**Supplied information**
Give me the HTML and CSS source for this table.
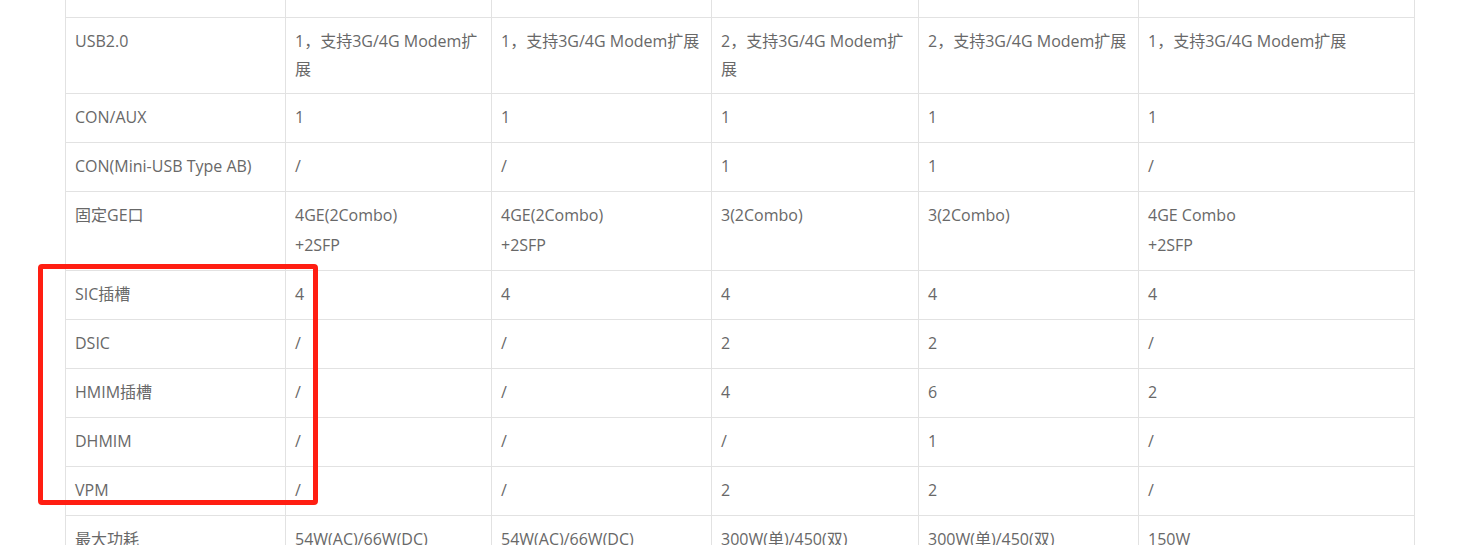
FILE: index.html
```html
<!DOCTYPE html>
<html lang="zh-CN">
<head>
<meta charset="utf-8">
<title>规格对比</title>
<link rel="stylesheet" href="styles.css">
</head>
<body>
<div class="viewport">
  <div class="sheet">
    <table class="spec">
      <colgroup>
        <col class="c1"><col class="c2"><col class="c3"><col class="c4"><col class="c5"><col class="c6">
      </colgroup>
      <tbody>
        <tr class="cut"><td></td><td></td><td></td><td></td><td></td><td></td></tr>
        <tr class="wrap2">
          <td>USB2.0</td>
          <td>1，支持3G/4G Modem扩展</td>
          <td>1，支持3G/4G Modem扩展</td>
          <td>2，支持3G/4G Modem扩展</td>
          <td>2，支持3G/4G Modem扩展</td>
          <td>1，支持3G/4G Modem扩展</td>
        </tr>
        <tr>
          <td>CON/AUX</td><td>1</td><td>1</td><td>1</td><td>1</td><td>1</td>
        </tr>
        <tr>
          <td>CON(Mini-USB Type AB)</td><td>/</td><td>/</td><td>1</td><td>1</td><td>/</td>
        </tr>
        <tr class="tall">
          <td>固定GE口</td>
          <td>4GE(2Combo)<br>+2SFP</td>
          <td>4GE(2Combo)<br>+2SFP</td>
          <td>3(2Combo)</td>
          <td>3(2Combo)</td>
          <td>4GE Combo<br>+2SFP</td>
        </tr>
        <tr>
          <td>SIC插槽</td><td>4</td><td>4</td><td>4</td><td>4</td><td>4</td>
        </tr>
        <tr>
          <td>DSIC</td><td>/</td><td>/</td><td>2</td><td>2</td><td>/</td>
        </tr>
        <tr>
          <td>HMIM插槽</td><td>/</td><td>/</td><td>4</td><td>6</td><td>2</td>
        </tr>
        <tr>
          <td>DHMIM</td><td>/</td><td>/</td><td>/</td><td>1</td><td>/</td>
        </tr>
        <tr>
          <td>VPM</td><td>/</td><td>/</td><td>2</td><td>2</td><td>/</td>
        </tr>
        <tr>
          <td>最大功耗</td>
          <td>54W(AC)/66W(DC)</td>
          <td>54W(AC)/66W(DC)</td>
          <td>300W(单)/450(双)</td>
          <td>300W(单)/450(双)</td>
          <td>150W</td>
        </tr>
      </tbody>
    </table>
    <div class="highlight"></div>
  </div>
</div>
</body>
</html>
```

FILE: styles.css
```css
html, body {
  margin: 0;
  padding: 0;
  background: #ffffff;
}

.viewport {
  height: 545px;
  overflow: hidden;
}

.sheet {
  position: relative;
  display: flow-root;
  padding-left: 65px;
}

.spec {
  border-collapse: collapse;
  table-layout: fixed;
  width: 1349px;
  margin-top: -32px;
  font-family: "Open Sans", "Noto Sans CJK SC", sans-serif;
  font-size: 16px;
  color: #686868;
}

.c1 { width: 220px; }
.c2 { width: 206px; }
.c3 { width: 220px; }
.c4 { width: 207px; }
.c5 { width: 220px; }
.c6 { width: 276px; }

.spec td {
  border: 1px solid #e2e2e2;
  padding: 9px 10px 11px 9px;
  line-height: 28px;
  vertical-align: top;
  text-align: left;
}

.spec tr.cut td {
  height: 28px;
}

.spec tr.wrap2 td {
  padding-top: 9px;
  padding-bottom: 10px;
}

.spec tr.tall td {
  padding-top: 8px;
  padding-bottom: 10px;
  line-height: 30px;
}

.highlight {
  position: absolute;
  left: 38px;
  top: 264px;
  width: 270px;
  height: 231px;
  border: 5px solid #ff1e12;
  border-radius: 4px;
}
```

**Written problem**
Copy the material above exactly and drop the pictures.

**Response to the task**
Give me the HTML and CSS source for this table.
FILE: index.html
```html
<!DOCTYPE html>
<html lang="zh-CN">
<head>
<meta charset="utf-8">
<title>规格对比</title>
<link rel="stylesheet" href="styles.css">
</head>
<body>
<div class="viewport">
  <div class="sheet">
    <table class="spec">
      <colgroup>
        <col class="c1"><col class="c2"><col class="c3"><col class="c4"><col class="c5"><col class="c6">
      </colgroup>
      <tbody>
        <tr class="cut"><td></td><td></td><td></td><td></td><td></td><td></td></tr>
        <tr class="wrap2">
          <td>USB2.0</td>
          <td>1，支持3G/4G Modem扩展</td>
          <td>1，支持3G/4G Modem扩展</td>
          <td>2，支持3G/4G Modem扩展</td>
          <td>2，支持3G/4G Modem扩展</td>
          <td>1，支持3G/4G Modem扩展</td>
        </tr>
        <tr>
          <td>CON/AUX</td><td>1</td><td>1</td><td>1</td><td>1</td><td>1</td>
        </tr>
        <tr>
          <td>CON(Mini-USB Type AB)</td><td>/</td><td>/</td><td>1</td><td>1</td><td>/</td>
        </tr>
        <tr class="tall">
          <td>固定GE口</td>
          <td>4GE(2Combo)<br>+2SFP</td>
          <td>4GE(2Combo)<br>+2SFP</td>
          <td>3(2Combo)</td>
          <td>3(2Combo)</td>
          <td>4GE Combo<br>+2SFP</td>
        </tr>
        <tr>
          <td>SIC插槽</td><td>4</td><td>4</td><td>4</td><td>4</td><td>4</td>
        </tr>
        <tr>
          <td>DSIC</td><td>/</td><td>/</td><td>2</td><td>2</td><td>/</td>
        </tr>
        <tr>
          <td>HMIM插槽</td><td>/</td><td>/</td><td>4</td><td>6</td><td>2</td>
        </tr>
        <tr>
          <td>DHMIM</td><td>/</td><td>/</td><td>/</td><td>1</td><td>/</td>
        </tr>
        <tr>
          <td>VPM</td><td>/</td><td>/</td><td>2</td><td>2</td><td>/</td>
        </tr>
        <tr>
          <td>最大功耗</td>
          <td>54W(AC)/66W(DC)</td>
          <td>54W(AC)/66W(DC)</td>
          <td>300W(单)/450(双)</td>
          <td>300W(单)/450(双)</td>
          <td>150W</td>
        </tr>
      </tbody>
    </table>
    <div class="highlight"></div>
  </div>
</div>
</body>
</html>
```

FILE: styles.css
```css
html, body {
  margin: 0;
  padding: 0;
  background: #ffffff;
}

.viewport {
  height: 545px;
  overflow: hidden;
}

.sheet {
  position: relative;
  display: flow-root;
  padding-left: 65px;
}

.spec {
  border-collapse: collapse;
  table-layout: fixed;
  width: 1349px;
  margin-top: -32px;
  font-family: "Open Sans", "Noto Sans CJK SC", sans-serif;
  font-size: 16px;
  color: #686868;
}

.c1 { width: 220px; }
.c2 { width: 206px; }
.c3 { width: 220px; }
.c4 { width: 207px; }
.c5 { width: 220px; }
.c6 { width: 276px; }

.spec td {
  border: 1px solid #e2e2e2;
  padding: 9px 10px 11px 9px;
  line-height: 28px;
  vertical-align: top;
  text-align: left;
}

.spec tr.cut td {
  height: 28px;
}

.spec tr.wrap2 td {
  padding-top: 9px;
  padding-bottom: 10px;
}

.spec tr.tall td {
  padding-top: 8px;
  padding-bottom: 10px;
  line-height: 30px;
}

.highlight {
  position: absolute;
  left: 38px;
  top: 264px;
  width: 270px;
  height: 231px;
  border: 5px solid #ff1e12;
  border-radius: 4px;
}
```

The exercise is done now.